5. Desconexão emocional da identidade – “As emoções são um obstáculo”. Quando a família não nos acolhe e não permite o desenvolvimento de emoções positivas, acabamos por afastar-nos do mundo emocional e da nossa própria identidade. Ao aprender a esconder as emoções, não as desenvolve, não consegue geri-las, nem assumir o que sente em cada momento, o que prejudica a forma como vê o mundo e como se vê a si mesmo, quase como se estivesse separado da dimensão emocional e se tivesse de concentrar-se apenas no domínio material, mas no fundo sente, mas está desorganizada e não sabe reconhecer as emoções.
O problema é que precisamos das emoções até para tomar decisões na vida. A desregulação emocional desconecta-nos da nossa intuição, e pode levar-nos a tomar decisões erradas nos vários contextos de vida; até no casamento.

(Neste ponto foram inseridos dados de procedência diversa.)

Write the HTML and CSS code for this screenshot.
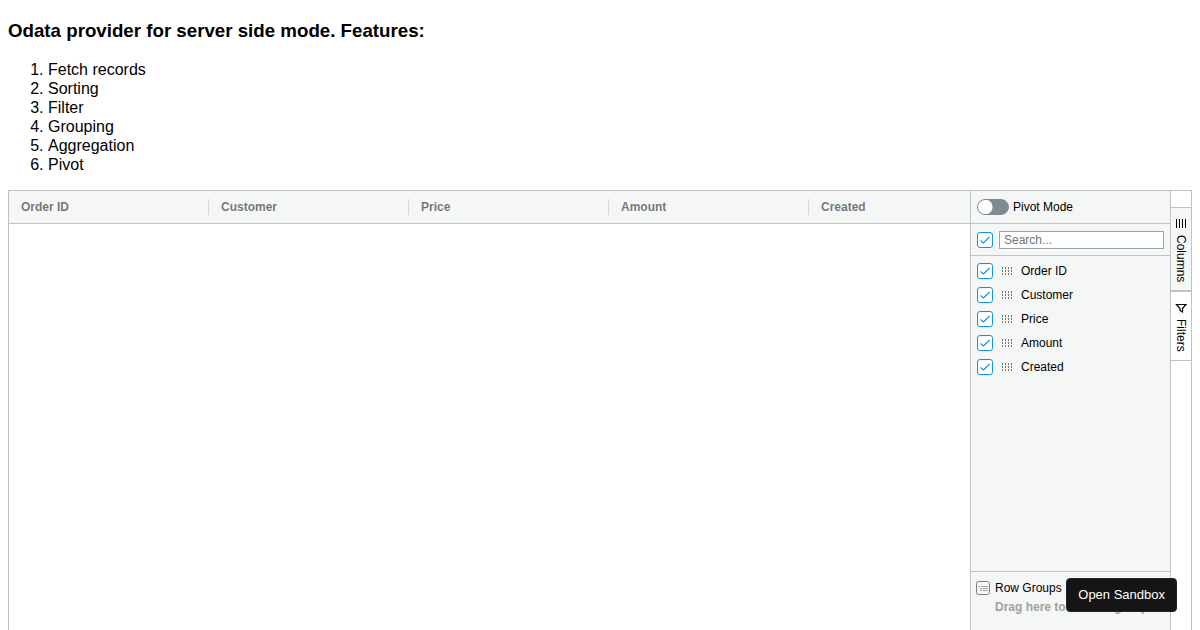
FILE: index.html
```
<!DOCTYPE html>
<html lang="en">
<head>
<meta charset="utf-8">
<title>Odata provider</title>
<link rel="stylesheet" href="styles.css">
</head>
<body>
<svg class="defs" aria-hidden="true">
  <symbol id="grip" viewBox="0 0 12 8">
    <path d="M1.5 0v8M4.5 0v8M7.5 0v8M10.5 0v8" fill="none" stroke="#6f7a7b" stroke-dasharray="2 1"/>
  </symbol>
</svg>
<h3 class="title">Odata provider for server side mode. Features:</h3>
<ol class="features">
  <li>Fetch records</li>
  <li>Sorting</li>
  <li>Filter</li>
  <li>Grouping</li>
  <li>Aggregation</li>
  <li>Pivot</li>
</ol>
<main class="grid">
  <div class="grid-body">
    <table class="grid-table">
      <thead>
        <tr><th><span>Order ID</span></th><th><span>Customer</span></th><th><span>Price</span></th><th><span>Amount</span></th><th><span>Created</span></th></tr>
      </thead>
    </table>
  </div>
  <aside class="panel">
    <div class="pivot">
      <input class="switch" type="checkbox" id="pivot"><label for="pivot">Pivot Mode</label>
    </div>
    <div class="search">
      <input class="check" type="checkbox" aria-label="Select all columns" checked>
      <input class="search-box" type="text" placeholder="Search..." aria-label="Search columns">
    </div>
    <ul class="columns">
      <li><input class="check" type="checkbox" id="c1" checked><svg class="grip"><use href="#grip"/></svg><label for="c1">Order ID</label></li>
      <li><input class="check" type="checkbox" id="c2" checked><svg class="grip"><use href="#grip"/></svg><label for="c2">Customer</label></li>
      <li><input class="check" type="checkbox" id="c3" checked><svg class="grip"><use href="#grip"/></svg><label for="c3">Price</label></li>
      <li><input class="check" type="checkbox" id="c4" checked><svg class="grip"><use href="#grip"/></svg><label for="c4">Amount</label></li>
      <li><input class="check" type="checkbox" id="c5" checked><svg class="grip"><use href="#grip"/></svg><label for="c5">Created</label></li>
    </ul>
    <section class="groups">
      <div class="groups-head">
        <svg class="groups-icon" viewBox="0 0 14 14" fill="none" stroke="#7b7f80"><rect x=".5" y=".5" width="13" height="13" rx="2"/><path d="M2 5.5h2M5 5.5h7M4 7.5h2M7 7.5h5M4 9.5h2M7 9.5h5" stroke="#8b8f90" stroke-width=".8"/></svg>
        <span>Row Groups</span>
      </div>
      <p class="groups-hint">Drag here to set row groups</p>
    </section>
  </aside>
  <nav class="tabs">
    <button class="tab tab-active" type="button">
      <svg class="tab-icon" viewBox="0 0 12 10" fill="none" stroke="#000"><path d="M1.5 0v9M4.5 0v9M7.5 0v9M10.5 0v9"/></svg>
      <span>Columns</span>
    </button>
    <button class="tab" type="button">
      <svg class="tab-icon" viewBox="0 0 12 10" fill="none" stroke="#000" stroke-width="1.2"><path d="M1.5 1.5h9.5L7.5 5.5v3.5L5 7.5v-2z"/></svg>
      <span>Filters</span>
    </button>
  </nav>
</main>
<button class="sandbox" type="button">Open Sandbox</button>
</body>
</html>
```
FILE: styles.css
```
* { box-sizing: border-box; }
body {
  margin: 0;
  padding: 0 8px;
  height: 100vh;
  display: flex;
  flex-direction: column;
  overflow: hidden;
  background: #fff;
  color: #000;
  font: 16px/19px "Liberation Sans", Arial, sans-serif;
}
.defs { display: none; }
.title { margin: 20px 0 18px; line-height: 22px; }
.features { margin: 0 0 16px; padding-left: 40px; }
.grid {
  flex: 1;
  min-height: 0;
  display: flex;
  border: 1px solid #bdc3c7;
  border-bottom: 0;
  font-size: 12px;
  line-height: 16px;
}
.grid-body { flex: 1; min-width: 0; overflow: hidden; background: linear-gradient(#f5f7f7 32px, #bdc3c7 32px, #bdc3c7 33px, #fff 33px); }
.grid-table { table-layout: fixed; width: 1000px; border-collapse: collapse; }
.grid-table th { height: 32px; padding: 0; text-align: left; color: rgba(0, 0, 0, .54); }
.grid-table span { display: block; padding-left: 12px; border-right: 1px solid #d6dadc; }
.panel {
  width: 200px;
  display: flex;
  flex-direction: column;
  border-left: 1px solid #bdc3c7;
  background: #f5f7f7;
}
.pivot, .search { display: flex; align-items: center; padding: 0 6px; border-bottom: 1px solid #bdc3c7; }
.pivot { height: 33px; gap: 4px; }
.search { height: 32px; gap: 6px; }
.switch {
  appearance: none;
  width: 32px;
  height: 16px;
  margin: 0;
  border: 1px solid #7f8c8d;
  border-radius: 8px;
  background: radial-gradient(circle at 7px 7px, #fff 7px, #7f8c8d 8px);
}
.check {
  appearance: none;
  flex: none;
  width: 16px;
  height: 16px;
  margin: 0;
  border: 1px solid #0e93f0;
  border-radius: 3px;
  background: #fff url("data:image/svg+xml,%3Csvg xmlns='http://www.w3.org/2000/svg' viewBox='0 0 14 14'%3E%3Cpath d='M2.5 7.5l3 2.5 6-6' fill='none' stroke='%230e93f0' stroke-width='1.1'/%3E%3C/svg%3E");
}
.search-box {
  flex: 1;
  min-width: 0;
  height: 18px;
  padding: 0 4px;
  border: 1px solid #95a5a6;
  background: #fff;
  font: inherit;
}
.search-box::placeholder { color: #757575; }
.columns { flex: 1; margin: 0; padding: 3px 6px; list-style: none; }
.columns li { display: flex; align-items: center; height: 24px; gap: 8px; }
.grip { width: 12px; height: 8px; }
.groups { padding: 8px 4px 15px; border-top: 1px solid #bdc3c7; white-space: nowrap; overflow: hidden; }
.groups-head { display: flex; align-items: center; gap: 5px; }
.groups-icon { width: 14px; height: 14px; margin-left: 1px; }
.groups-hint { margin: 3px 0 0; padding-left: 20px; font-weight: bold; color: #9da3a3; }
.tabs { width: 21px; padding-top: 16px; border-left: 1px solid #bdc3c7; }
.tab {
  display: flex;
  align-items: center;
  width: 100%;
  padding: 11px 0 8px;
  gap: 6px;
  border: solid #bdc3c7;
  border-width: 1px 0;
  background: #fff;
  color: #000;
  font: inherit;
  line-height: 20px;
  writing-mode: vertical-rl;
}
.tab-active { background: #f5f7f7; }
.tab-icon { width: 12px; height: 10px; }
.sandbox {
  position: fixed;
  right: 23px;
  bottom: 18px;
  padding: 8px 11px;
  border: 1px solid #252525;
  border-radius: 4px;
  background: #151515;
  color: #fff;
  font: 13px/16px "Liberation Sans", Arial, sans-serif;
}
```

As consequências dos traumas de infância são devastadoras até ao momento em que aceitamos voltar ao passado, identificar o que nos aconteceu e assumir uma posição sobre nós mesmos, encontrando o nosso “eu” e passando por um processo de autoconhecimento de modo a transformar essa apatia forçada em vontade de viver. E, isso pode começar assim:
1. Admitir que agora estamos seguros, que já não somos aquela criança assustada que passou por tantos medos e dor. Hoje temos o poder de decidir com quem queremos estar e reconhecer que não queremos voltar atrás, nem estar com aquelas pessoas que nos magoaram tanto.
2. Apesar de sermos adultos, devemos aceitar que alimentamos medos, inseguranças, instabilidade, revolta, ansiedade e daí por diante quase como se fossemos crianças e se ainda estivéssemos expostos àquele cenário assustador. Só assim poderemos tomar consciência de que já passou, que estamos seguros e prontos para lidar bem connosco próprios e depois com aqueles que nos valorizam, acarinham e incentivam.
O processo não é fácil porque implica reprocessar várias camadas da nossa identidade para que se possa dar lugar a algo novo, pelo que, a ajuda de um psicólogo pode ser valiosa, mas não se esqueça que, o maior e melhor investimento que pode fazer é em si mesmo, concluem os entendidos nesta matéria.